Of course, in order to provide those insights, hiQ needs access to those public profiles on LinkedIn, and that’s where the legal difficulties began a few years ago. After years of happily collaborating, LinkedIn informed hiQ that scraping public profiles was a violation of the site’s Terms and Conditions and issued a cease and desist letter. In effect, LinkedIn’s position was that, although the information on its site was available for free to anyone who visited the website, hiQ could not simply appropriate all of that data to run its own business. Oh, also: LinkedIn had just created a product that would directly compete with hiQ, so, there’s that.

hiQ’s entire business model depends on access to that data, and so they not only refused to comply with the cease and desist letter, but immediately sought an injunction against LinkedIn’s threatened lawsuit. Injunctions force a party to take (or not to take) an action when monetary damages won’t suffice, and hiQ’s request was essentially that, unless LinkedIn withdrew its cease and desist letter, hiQ’s entire business would be destroyed, something that money really can’t fix. The federal court agreed, and ordered LinkedIn to back down, which it promptly refused to do by bringing an appeal to the Ninth Circuit Court of Appeals.
The appeal raised two critical questions for business operations online: 1) is scraping lawful, and 2) can a business deny third parties the use of hosted data that the business itself did not create? The implications for those questions are larger than you might initially think. LinkedIn contended that hiQ had violated the Computer Fraud and Abuse Act (“CFAA”), an important part of the Digital Millennium Copyright Act. Effectively, LinkedIn was saying that, by scraping data from the website, hiQ was engaged in a quasi-criminal act, misappropriating property. (That’s also why LinkedIn raised a common law trespass claim, which is the sort of thing that lawyers will understand and every other normal human will find extremely strange).
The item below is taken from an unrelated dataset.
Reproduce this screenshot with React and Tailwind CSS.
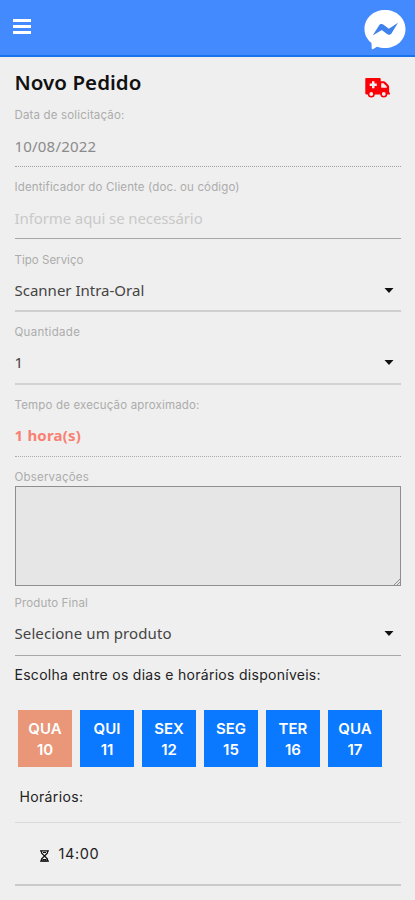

hiQ responded by noting that the publicly-available data wasn’t LinkedIn’s at all, but that it instead belonged to users who create public profiles. Scraping the data off of a website that does not erect any boundaries to access or use cannot, by definition, be a violation of CFAA because no fraudulent or unlawful access to data took place. To that end, hiQ sought its own relief, claiming that LinkedIn was knowingly interfering in hiQ’s ability to conduct its affairs and carry out its contracts with third parties like Capital One and GoDaddy. A number of high profile advocacy groups filed amicus briefs in support of hiQ’s arguments, including the Electronic Frontier Foundation (EFF) and the Electronic Privacy Information Center (EPIC), as well as companies like Duck Duck Go.
Ultimately, the Ninth Circuit agreed with hiQ. It determined that hiQ had met its burden of establishing a facial claim against LinkedIn for intentional interference with contracts. hiQ, the Court reasoned scraped data that was merely presented, but not owned, by LinkedIn. “LinkedIn has only a non-exclusive license to the data shared on its platform, not an ownership interest. Its core business model—providing a platform to share professional information—does not require prohibiting hiQ’s use of that information, as evidenced by the fact that hiQ used LinkedIn data for some time before LinkedIn sent its cease-and-desist letter.” LinkedIn’s actions would cause hiQ to go out of business based on a flimsy assertion of a right to control data and so, on the record before it, the Court of Appeals concluded that hiQ was entitled to its injunction.
Next, and perhaps more importantly, the Court concluded that LinkedIn’s assertion of a claim under CFAA was misplaced. The Act makes it a crime to “knowingly access a computer without authorization or exceeding authorized access,” which, on its face, could apply to hiQ’s conduct — after all, LinkedIn issues a cease and desist letter, formally stating that hiQ lacked authorization to scrape the data on the site. Not so, the Court concluded. “CFAA is best understood as an anti-intrusion statute and not as a ‘misappropriation statute,’ [and we reject] the contract-based interpretation of the CFAA’s ‘without authorization’ provision adopted by some of our sister circuits.” For the Ninth Circuit, then, the CFAA is all about preventing unlawful access to a computer or system as a matter of forcible entry, rather than contractual preclusion.

What does this mean? Two important points. First, scraping seems safe, at least in the Ninth Circuit and at least for now. While it would be a mistake to say that all scraping is permissible (for instance, scraping proprietary data is still not ok), LinkedIn v. hiQ certainly takes some of the pressure off. Second, we should get ready for an appeal to the Supreme Court. When the Ninth Circuit panel said that they reject the “without authorization provision adopted by some of our sister circuits,” they meant that they disagree with rulings from the First and Eleventh Circuits. The only way to resolve those differences is by going to the Supreme Court. And, given the importance of the issue and the need for national uniformity in applying the CFAA — you can’t have scraping legal in Fresno but illegal in Fort Lauderdale — we anticipate that the Supreme Court will take up the issue. In other words, the hiQ saga isn’t over quite yet.